Bollywood: (Hindi: बॉलीवुड, Urdu: بالیوُڈ) the informal name given to the popular Mumbai-based Hindi language film industry in India.
It all started the day I watched the Indian spinoff of Pride and Prejudice called "Bride and Prejudice". It's the greatest thing since Mouling Rouge. They sing a song called "No Life Without Wife". The little girl I babysit and I like to sing and dance to it . Then my friend who came home from Malaysia showed me a real Bollywood from India. It probably was the funniest thing I have ever seen. I am hooked. I can't get enough of the bright costumes, hilarious dancing, and the Brad Pitt/Tom Cruise/George Clooney of Bollywood: Shahrukh Khan.


If you haven't seen Bride and Prejudice, I highly recomend it. You can sing and dance to No Life Without Wife with me.

Monday, July 10, 2006

What you may refer to me as this summer thus far

The lover of all things Supreme Burger Supreme that is. I haven't been there in like a year, and I have been missing out on so much. Even if you don't like burgers, don't eat burgers, or whatever, just stand inside the building and inhale the lovely smell of all things supreme.

The Queen of Pre-Teen Drama I was there with Lizzy when she was on a class field trip to Italy and was mistaken for an Italian pop singing sensation in Lizzie McGuire's own movie, landed a tripple toe-loop with the Ice Princess, helped Hillary (aka princetongirl) escape from her evil stepmother to meet Chad (aka noman) in a Cinderella Story. I witnessed Lindsay and Jamie Lee switch bodies and Jamie Lee grabbing her behind saying "This is definetly not mine!" in Freaky Friday. And recently, I had the privledge to meet the ocean's very own Aquamarine!

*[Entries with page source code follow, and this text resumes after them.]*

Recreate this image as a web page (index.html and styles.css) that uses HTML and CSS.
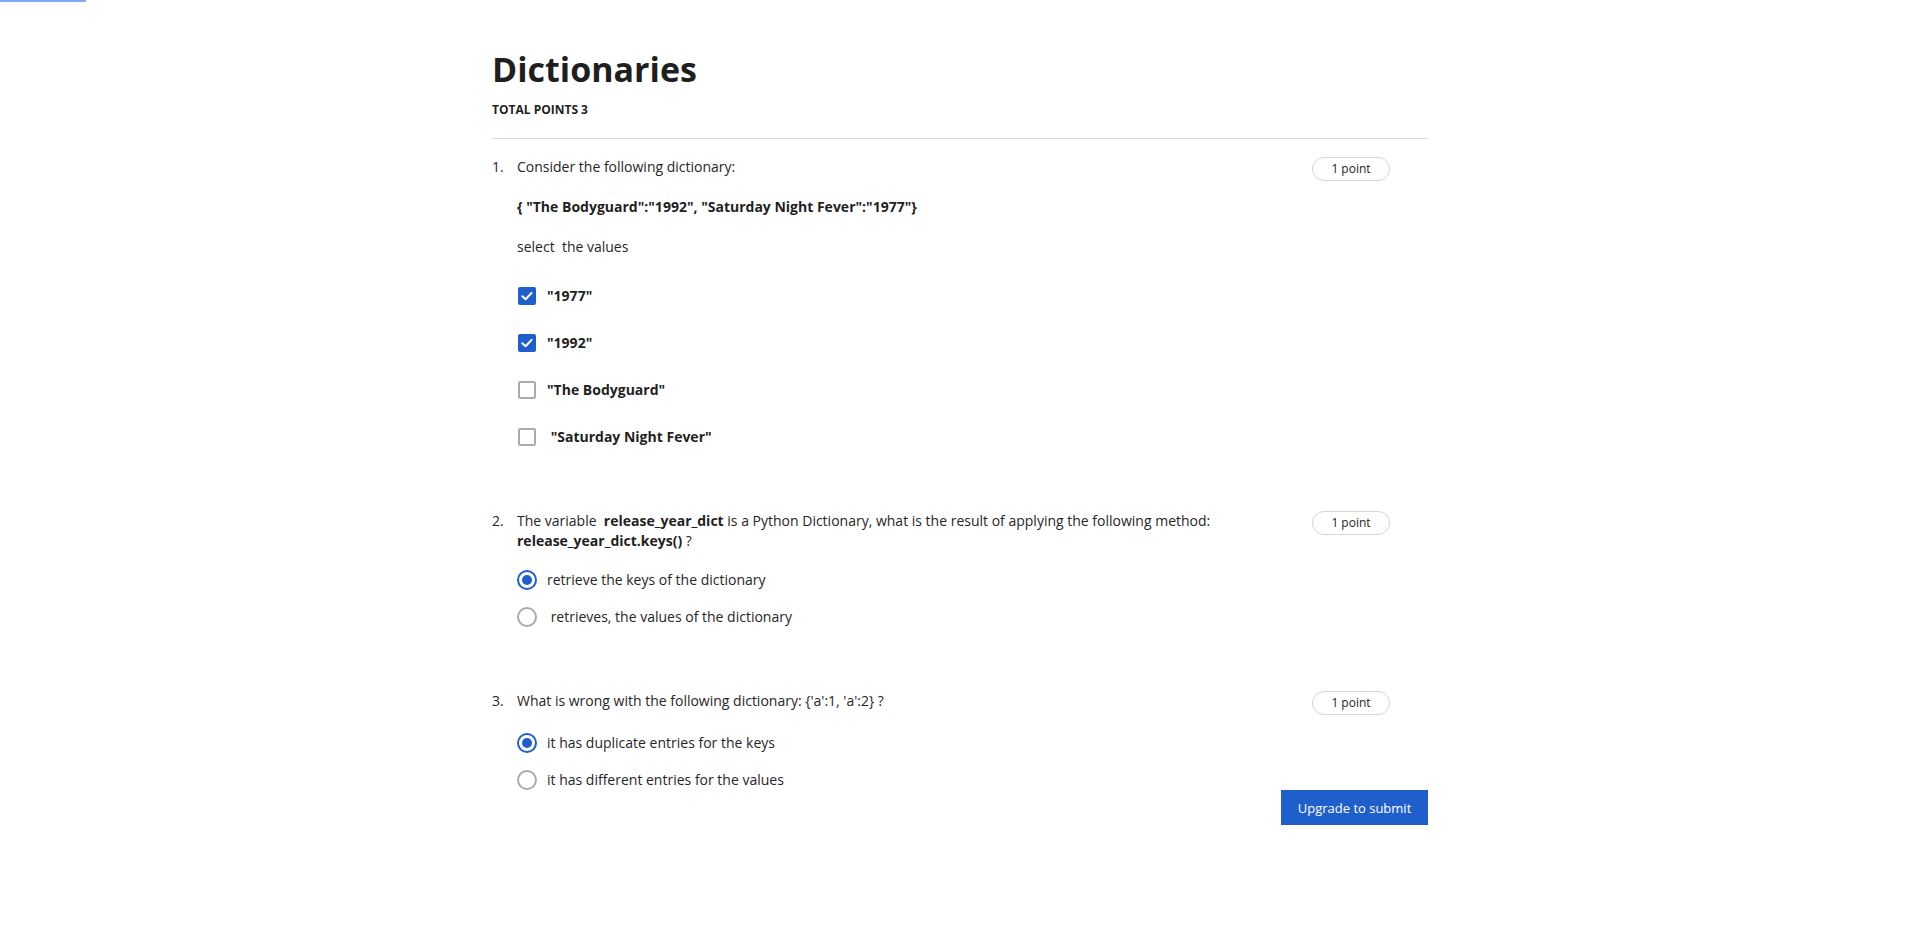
FILE: index.html
```html
<!DOCTYPE html>
<html lang="en">
<head>
<meta charset="utf-8">
<title>Dictionaries</title>
<link rel="stylesheet" href="styles.css">
</head>
<body>
<div class="progress"></div>
<main class="page">
  <header class="head">
    <h1 class="title">Dictionaries</h1>
    <div class="total">TOTAL POINTS 3</div>
  </header>

  <section class="questions">
    <div class="question">
      <div class="qnum">1.</div>
      <div class="qbody">
        <p class="qtext">Consider the following dictionary:</p>
        <p class="qtext"><b>{ "The Bodyguard":"1992", "Saturday Night Fever":"1977"}</b></p>
        <p class="qtext">select&nbsp; the values</p>
        <ul class="options options-check">
          <li class="option"><span class="control"><span class="box checked"><svg viewBox="0 0 18 18" width="18" height="18"><path d="M4.3 9.2 L7.6 12.3 L13.6 5.9" fill="none" stroke="#fff" stroke-width="2" stroke-linecap="round" stroke-linejoin="round"/></svg></span></span><span class="label"><b>"1977"</b></span></li>
          <li class="option"><span class="control"><span class="box checked"><svg viewBox="0 0 18 18" width="18" height="18"><path d="M4.3 9.2 L7.6 12.3 L13.6 5.9" fill="none" stroke="#fff" stroke-width="2" stroke-linecap="round" stroke-linejoin="round"/></svg></span></span><span class="label"><b>"1992"</b></span></li>
          <li class="option"><span class="control"><span class="box"></span></span><span class="label"><b>"The Bodyguard"</b></span></li>
          <li class="option"><span class="control"><span class="box"></span></span><span class="label"><b>&nbsp;"Saturday Night Fever"</b></span></li>
        </ul>
      </div>
      <div class="pill">1 point</div>
    </div>

    <div class="question">
      <div class="qnum">2.</div>
      <div class="qbody">
        <p class="qtext">The variable&nbsp; <b>release_year_dict</b> is a Python Dictionary, what is the result of applying the following method:<br><b>release_year_dict.keys()</b> ?</p>
        <ul class="options options-radio options-tight">
          <li class="option"><span class="control"><span class="radio checked"></span></span><span class="label">retrieve the keys of the dictionary</span></li>
          <li class="option"><span class="control"><span class="radio"></span></span><span class="label">&nbsp;retrieves, the values of the dictionary</span></li>
        </ul>
      </div>
      <div class="pill">1 point</div>
    </div>

    <div class="question">
      <div class="qnum">3.</div>
      <div class="qbody">
        <p class="qtext">What is wrong with the following dictionary: {'a':1, 'a':2} ?</p>
        <ul class="options options-radio">
          <li class="option"><span class="control"><span class="radio checked"></span></span><span class="label">it has duplicate entries for the keys</span></li>
          <li class="option"><span class="control"><span class="radio"></span></span><span class="label">it has different entries for the values</span></li>
        </ul>
      </div>
      <div class="pill">1 point</div>
    </div>
  </section>

  <div class="footer">
    <button class="submit" type="button">Upgrade to submit</button>
  </div>
</main>
</body>
</html>
```
FILE: styles.css
```css
html, body {
  margin: 0;
  padding: 0;
  background: #fff;
}

body {
  font-family: "Open Sans", "Liberation Sans", sans-serif;
  color: #262626;
  font-size: 14px;
  line-height: 20px;
}

.progress {
  position: fixed;
  top: 0;
  left: 0;
  width: 86px;
  height: 2px;
  background: #7fa8f8;
}

.page {
  width: 936px;
  margin: 0 auto;
  padding-top: 49px;
}

.head {
  padding-bottom: 20px;
  border-bottom: 1px solid #dadada;
}

.title {
  margin: 0;
  font-size: 34px;
  line-height: 40px;
  font-weight: 700;
  color: #1f1f1f;
}

.total {
  margin-top: 13px;
  font-size: 12px;
  line-height: 16px;
  font-weight: 700;
  color: #1f1f1f;
}

.questions {
  padding-top: 18px;
}

.question {
  display: flex;
  align-items: flex-start;
  padding-right: 38px;
  margin-bottom: 64px;
}

.question + .question + .question {
  margin-top: 1px;
}

.question:last-child {
  margin-bottom: 0;
}

.qnum {
  width: 25px;
  flex: none;
}

.qbody {
  flex: 1;
  min-width: 0;
}

.qtext {
  margin: 0;
}

.qtext + .qtext {
  margin-top: 20px;
}

.qtext b,
.label b {
  color: #1f1f1f;
}

.options {
  list-style: none;
  margin: 0;
  padding: 0;
  display: flex;
  flex-direction: column;
}

.options-check {
  margin-top: 29px;
  gap: 27px;
}

.options-radio {
  margin-top: 22px;
  gap: 17px;
}

.options-tight {
  margin-top: 19px;
}

.option {
  display: flex;
  align-items: center;
  height: 20px;
  gap: 10px;
}

.control {
  width: 20px;
  height: 20px;
  flex: none;
  display: flex;
  align-items: center;
  justify-content: center;
}

.box {
  width: 18px;
  height: 18px;
  box-sizing: border-box;
  border: 2px solid #ababab;
  border-radius: 2px;
  display: flex;
}

.box.checked {
  border: none;
  background: #1f5fcc;
}

.radio {
  width: 20px;
  height: 20px;
  box-sizing: border-box;
  border: 2px solid #ababab;
  border-radius: 50%;
  display: flex;
  align-items: center;
  justify-content: center;
}

.radio.checked {
  border-color: #1f5fcc;
}

.radio.checked::after {
  content: "";
  width: 10px;
  height: 10px;
  border-radius: 50%;
  background: #1f5fcc;
}

.pill {
  flex: none;
  width: 78px;
  height: 24px;
  box-sizing: border-box;
  border: 1px solid #d6d6d6;
  border-radius: 12px;
  font-size: 12px;
  line-height: 22px;
  text-align: center;
  color: #262626;
}

.footer {
  display: flex;
  justify-content: flex-end;
}

.submit {
  width: 147px;
  height: 35px;
  border: none;
  border-radius: 0;
  background: #1f5fcc;
  color: #fff;
  font-family: "Open Sans", "Liberation Sans", sans-serif;
  font-size: 13px;
  padding: 0;
  cursor: pointer;
}
```
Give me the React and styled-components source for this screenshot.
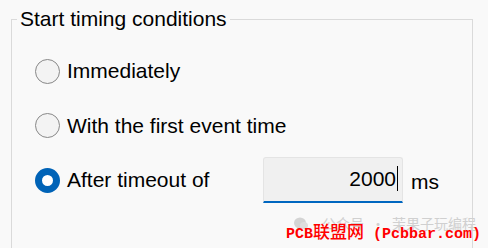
import styled, { createGlobalStyle } from "styled-components";

const Global = createGlobalStyle`
	html, body {
		margin: 0;
		padding: 0;
		background: #f9f9f9;
		overflow: hidden;
	}
	body {
		font-family: "Liberation Sans", Arial, sans-serif;
		color: #000;
	}
`;

const Page = styled.div`
	position: relative;
	width: 488px;
	height: 248px;
	padding: 7px 0 0 11px;
	box-sizing: border-box;
	overflow: hidden;
`;

const Group = styled.fieldset`
	margin: 0;
	padding: 13px 0 0 23px;
	width: 462px;
	height: 260px;
	box-sizing: border-box;
	border: 1px solid #dadada;
	min-inline-size: 0;
`;

const Legend = styled.legend`
	margin-left: -18px;
	padding: 0 3px;
	font-size: 21px;
	line-height: 24px;
`;

const Options = styled.div`
	display: flex;
	flex-direction: column;
`;

const Row = styled.label`
	display: flex;
	align-items: center;
	height: 54.5px;
	font-size: 21px;
`;

const Radio = styled.span`
	flex: none;
	width: 25px;
	height: 25px;
	box-sizing: border-box;
	border-radius: 50%;
	margin-right: 7px;
	border: ${(p) => (p.$checked ? "7.5px solid #0063b7" : "1.5px solid #888888")};
	background: ${(p) => (p.$checked ? "#ffffff" : "#f3f3f3")};
`;

const Text = styled.span`
	width: ${(p) => p.$width || "auto"};
`;

const Field = styled.div`
	display: flex;
	align-items: center;
	justify-content: flex-end;
	width: 140px;
	height: 46px;
	box-sizing: border-box;
	padding: 0 4px 2px 0;
	background: #f0f0f0;
	border: 1px solid #e4e4e4;
	border-bottom: 2px solid #0067c0;
	border-radius: 3px 3px 0 0;
	font-size: 21px;
`;

const Caret = styled.span`
	display: inline-block;
	width: 1px;
	height: 25px;
	background: #000;
	margin-left: 1px;
`;

const Unit = styled.span`
	margin-left: 8px;
	padding-top: 4px;
`;

const Watermark = styled.div`
	position: absolute;
	left: 286px;
	top: 213px;
	width: 202px;
	height: 35px;
`;

const Faded = styled.div`
	position: absolute;
	left: 8px;
	top: 0;
	display: flex;
	align-items: center;
	gap: 14px;
	font-family: "Noto Sans CJK SC", sans-serif;
	font-size: 14px;
	line-height: 20px;
	color: #d0d0d0;
	white-space: nowrap;
`;

const Dot = styled.span`
	margin: 0 7px;
`;

const Red = styled.div`
	position: absolute;
	left: 0;
	top: 7px;
	font-family: "Liberation Mono", "Noto Sans CJK SC", monospace;
	font-size: 15px;
	font-weight: bold;
	line-height: 22px;
	color: #ff0000;
	white-space: nowrap;
`;

const Han = styled.span`
	font-family: "Noto Sans CJK SC", sans-serif;
	font-size: 17px;
	font-weight: 500;
`;

const App = () => (
	<Page>
		<Global />
		<Group>
			<Legend>Start timing conditions</Legend>
			<Options>
				<Row>
					<Radio />
					<Text>Immediately</Text>
				</Row>
				<Row>
					<Radio />
					<Text>With the first event time</Text>
				</Row>
				<Row>
					<Radio $checked />
					<Text $width="196px">After timeout of</Text>
					<Field>
						2000
						<Caret />
					</Field>
					<Unit>ms</Unit>
				</Row>
			</Options>
		</Group>
		<Watermark>
			<Faded>
				<svg width="14" height="13" viewBox="0 0 14 13">
					<ellipse cx="6" cy="6" rx="6" ry="5.5" fill="#d4d4d4" />
					<ellipse cx="10" cy="8.5" rx="4" ry="3.5" fill="#dedede" />
				</svg>
				<span>
					公众号<Dot>·</Dot>茉果子玩编程
				</span>
			</Faded>
			<Red>
				PCB<Han>联盟网</Han> (Pcbbar.com)
			</Red>
		</Watermark>
	</Page>
);

export default App;
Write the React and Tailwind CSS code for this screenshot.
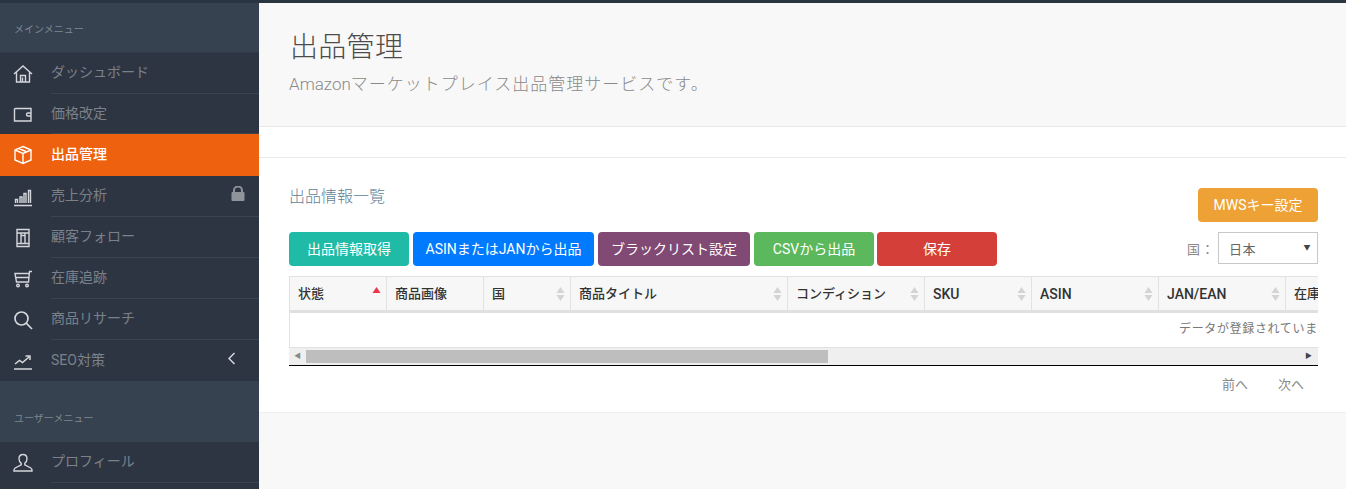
import React from 'react';

const Ico = ({ children }) => (
  <svg width="20" height="20" viewBox="0 0 20 20" fill="none" stroke="currentColor" strokeWidth="1.4" className="shrink-0">
    {children}
  </svg>
);

const icons = {
  home: <Ico><path d="M1 10 10 2l9 8M3.500 8.500V18h13V8.500M7.500 18v-6.500h5V18M9.500 18v-4.500" /></Ico>,
  wallet: <Ico><path d="M18 4.500H2.500A1 1 0 0 0 1.500 5.500v11.500h16.500v-12.500zM18 9h-3a1.500 1.500 0 0 0 0 3h3" /></Ico>,
  box: <Ico><path d="M10 1.500 18 5v10l-8 3.500L2 15V5l8-3.500zM2 5l8 3.500L18 5M10 8.500v10M6 3.500l8 3.500" /></Ico>,
  chart: <Ico><path d="M1 18.500h18M2.500 16v-3.500h2V16M7 16v-6h2v6M11 16V6.500h2V16M15.500 16V3.500h2V16" /></Ico>,
  book: <Ico><path d="M4 1.500h12v17H4zM4 5h12M4 15.500h12M8 5v10.500M12 5v10.500M8 7.500h4" /></Ico>,
  cart: <Ico><path d="M19 2.500h-2.500L15.500 13H3.500L2 4.500h14.500M2.800 8.500h13.200" /><circle cx="5" cy="16.500" r="1.300" /><circle cx="14" cy="16.500" r="1.300" /></Ico>,
  search: <Ico><circle cx="8.500" cy="8.500" r="6.500" strokeWidth="1.700" /><path d="m13.200 13.200 5.800 5.800" strokeWidth="1.700" /></Ico>,
  trend: <Ico><path d="M1 18h18M2 13l4.500-3.500 3 2L16 6M12.500 5H17v4" strokeWidth="1.500" /></Ico>,
  user: <Ico><path d="M10 1.500c2.600 0 4 2 4 4.200 0 2.100-1 3.600-2.200 4.500v1.600l6 3.200c.8.500 1.200 1 1.200 2v1H1v-1c0-1 .4-1.500 1.200-2l6-3.200v-1.600C7 9.300 6 7.800 6 5.700c0-2.200 1.400-4.200 4-4.200z" /></Ico>,
};

const NavRow = ({ icon, label, active, right, h = 'h-[41px]' }) => (
  <div className={`flex items-stretch ${h} pl-[13px] ${active ? 'bg-[#ee620f] text-white' : 'text-[#7a818b]'}`}>
    <div className={`w-[38px] flex items-center ${active ? 'text-white' : 'text-[#d4d7db]'}`}>{icons[icon]}</div>
    <div className={`flex-1 flex items-center justify-between text-sm pb-[2px] ${active ? 'font-medium' : 'border-b border-[#3a4553]'}`}>
      <span>{label}</span>
      {right}
    </div>
  </div>
);

const SectionLabel = ({ children, cls }) => (
  <div className={`bg-[#36424f] px-[14px] text-[10px] text-[#7d8792] flex items-end ${cls}`}>{children}</div>
);

const Lock = () => (
  <svg width="14" height="15" viewBox="0 0 14 15" className="mr-[14px] mb-[3px]">
    <path d="M3 7V4.500a4 4 0 0 1 8 0V7" fill="none" stroke="#8f949b" strokeWidth="2" />
    <rect x="0.500" y="6" width="13" height="9" rx="1" fill="#8f949b" />
  </svg>
);

const Chevron = () => (
  <svg width="9" height="13" viewBox="0 0 9 13" className="mr-[23px] mb-[3px]">
    <path d="M7.500 1 2 6.500 7.500 12" fill="none" stroke="#d4d7db" strokeWidth="1.500" />
  </svg>
);

const Sort = ({ active }) => (
  <svg width="9" height="16" viewBox="0 0 9 16" className="shrink-0">
    <path d="M4.500 1 8.500 7H.5z" fill={active ? '#f0334a' : '#d4d4d4'} />
    {!active && <path d="M4.500 15 8.500 9H.5z" fill="#d4d4d4" />}
  </svg>
);

const columns = [
  ['状態', 'w-[97px] text-[13px]', true],
  ['商品画像', 'w-[97px] text-[13px]', null],
  ['国', 'w-[87px] text-[13px]', false],
  ['商品タイトル', 'w-[217px] text-[13px]', false],
  ['コンディション', 'w-[137px] text-[13px]', false],
  ['SKU', 'w-[107px] text-sm', false],
  ['ASIN', 'w-[127px] text-sm', false],
  ['JAN/EAN', 'w-[127px] text-sm', false],
  ['在庫数', 'w-[97px] text-[13px]', false],
];

const buttons = [
  ['出品情報取得', 'w-[120px] bg-[#1fbba6] mr-1'],
  ['ASINまたはJANから出品', 'w-[181px] bg-[#007aff] mr-1'],
  ['ブラックリスト設定', 'w-[152px] bg-[#804a74] mr-1'],
  ['CSVから出品', 'w-[120px] bg-[#5cb85c] mr-[3px]'],
  ['保存', 'w-[120px] bg-[#d43f3a]'],
];

export default function App() {
  return (
    <div className="h-[489px] w-[1346px] overflow-hidden flex flex-col bg-[#f8f8f8] font-['Roboto','Noto_Sans_CJK_JP',sans-serif]">
      <div className="h-[3px] bg-[#2a3542] shrink-0" />
      <div className="flex flex-1 min-h-0">
        <aside className="w-[259px] shrink-0 bg-[#2e3542] overflow-hidden">
          <SectionLabel cls="h-[50px] pb-[15px] border-b border-[#303b48]">メインメニュー</SectionLabel>
          <NavRow icon="home" label="ダッシュボード" />
          <NavRow icon="wallet" label="価格改定" h="h-[40px]" />
          <NavRow icon="box" label="出品管理" active h="h-[42px]" />
          <NavRow icon="chart" label="売上分析" right={<Lock />} />
          <NavRow icon="book" label="顧客フォロー" />
          <NavRow icon="cart" label="在庫追跡" />
          <NavRow icon="search" label="商品リサーチ" />
          <div className="flex items-stretch h-[41px] pl-[13px] text-[#7a818b]">
            <div className="w-[38px] flex items-center text-[#d4d7db]">{icons.trend}</div>
            <div className="flex-1 flex items-center justify-between text-sm pb-[2px]">
              <span>SEO対策</span>
              <Chevron />
            </div>
          </div>
          <SectionLabel cls="h-[61px] pb-[16px]">ユーザーメニュー</SectionLabel>
          <NavRow icon="user" label="プロフィール" />
        </aside>

        <main className="flex-1 min-w-0 flex flex-col">
          <div className="h-[124px] shrink-0 border-b border-[#e9e9e9] pl-[30px] pt-[25px]">
            <h1 className="text-[28px] leading-[40px] font-light tracking-[0.3px] text-[#4c4c4c] pl-[1px]">出品管理</h1>
            <p className="text-[17px] leading-[22px] mt-[5px] font-light text-[#8a8a8a]">
              Amazon<span className="tracking-[1px]">マーケットプレイス出品管理サービスです。</span>
            </p>
          </div>
          <div className="h-[31px] shrink-0 bg-white border-b border-[#e9e9e9]" />
          <section className="h-[255px] shrink-0 bg-white border-b border-[#eeeeee] pl-[30px] pr-[28px]">
            <div className="flex justify-between h-[74px] pt-[30px]">
              <h2 className="text-base leading-[18px] font-light text-[#5d7f98]">出品情報一覧</h2>
              <button className="w-[120px] h-[34px] rounded bg-[#eea236] text-white text-sm">MWSキー設定</button>
            </div>
            <div className="flex justify-between h-[44px]">
              <div className="flex items-start">
                {buttons.map(([label, cls]) => (
                  <button key={label} className={`h-[34px] rounded text-white text-sm ${cls}`}>{label}</button>
                ))}
              </div>
              <div className="flex items-start">
                <span className="text-[13px] leading-[35px] tracking-[1px] mr-[3px] text-[#8a8a8a]">国：</span>
                <div className="w-[100px] h-[32px] border border-[#c8c8c8] flex items-center justify-between pl-[10px] pr-[6px] text-[13px] tracking-[0.5px] text-[#666666]">
                  <span className="mt-[3px]">日本</span>
                  <span className="text-[7px] text-[#444444]">▼</span>
                </div>
              </div>
            </div>
            <div className="border-b border-black overflow-hidden">
              <div className="flex h-[37px] bg-[#f7f7f7] border border-r-0 border-[#e2e2e2] border-b-[3px] border-b-[#e0e0e0] w-max">
                {columns.map(([label, cls, sort]) => (
                  <div key={label} className={`${cls} shrink-0 flex items-center justify-between pl-[8px] pr-[5px] border-r border-[#e2e2e2] font-medium text-[#333333]`}>
                    <span>{label}</span>
                    {sort !== null && <Sort active={sort} />}
                  </div>
                ))}
              </div>
              <div className="h-[35px] border-l border-b border-[#e2e2e2] bg-white flex items-center pl-[889px] pb-[2px] text-xs whitespace-nowrap text-[#777777] tracking-[0.65px]">
                データが登録されていません
              </div>
              <div className="h-[17px] bg-[#efefef] flex items-stretch">
                <div className="w-[17px] flex items-center justify-center text-[7px] text-[#888888]">◀</div>
                <div className="w-[522px] my-[2px] bg-[#bebebe]" />
                <div className="flex-1 flex items-center justify-end pr-[6px] text-[7px] text-[#444444]">▶</div>
              </div>
            </div>
            <div className="flex justify-end gap-[30px] pr-[14px] mt-[9px] text-[13px] text-[#888888]">
              <span>前へ</span>
              <span>次へ</span>
            </div>
          </section>
        </main>
      </div>
    </div>
  );
}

Advid Superman fan Hello, have you seen this guy?

Citizen of Stars' Hollow Go ahead, just laugh but like I have said before, I am absolutly addicted to Gilmore Girls. I am currently watching season 4. It basically rocks!

Freshman I offically leave in 7 weeks. My mom and I made my list of what I need to do/get before I go, I still don't know who I am rooming with, and I have started a nasty habit of biting my nails (I thought I was supposed to leave that stage at about 12) I have also realized that by going to SUU, I am rebelling both ways: I will be a T-bird and my school colors are red and white. Whoa, in yo' face Bulldawgs and Cougs!

Wednesday, July 05, 2006

Why I love July 4th

The Parade Pre-show

I didn't spend the night this year, but my dad made pancakes for us...one step up for the Houghton's

The Parade

A 15 year tradition

My grandpa's sincere smiles

And don't forget the fireworks!


...And then some

The End!

Monday, June 26, 2006

I felt a funeral in my brain
...and it basically rocked!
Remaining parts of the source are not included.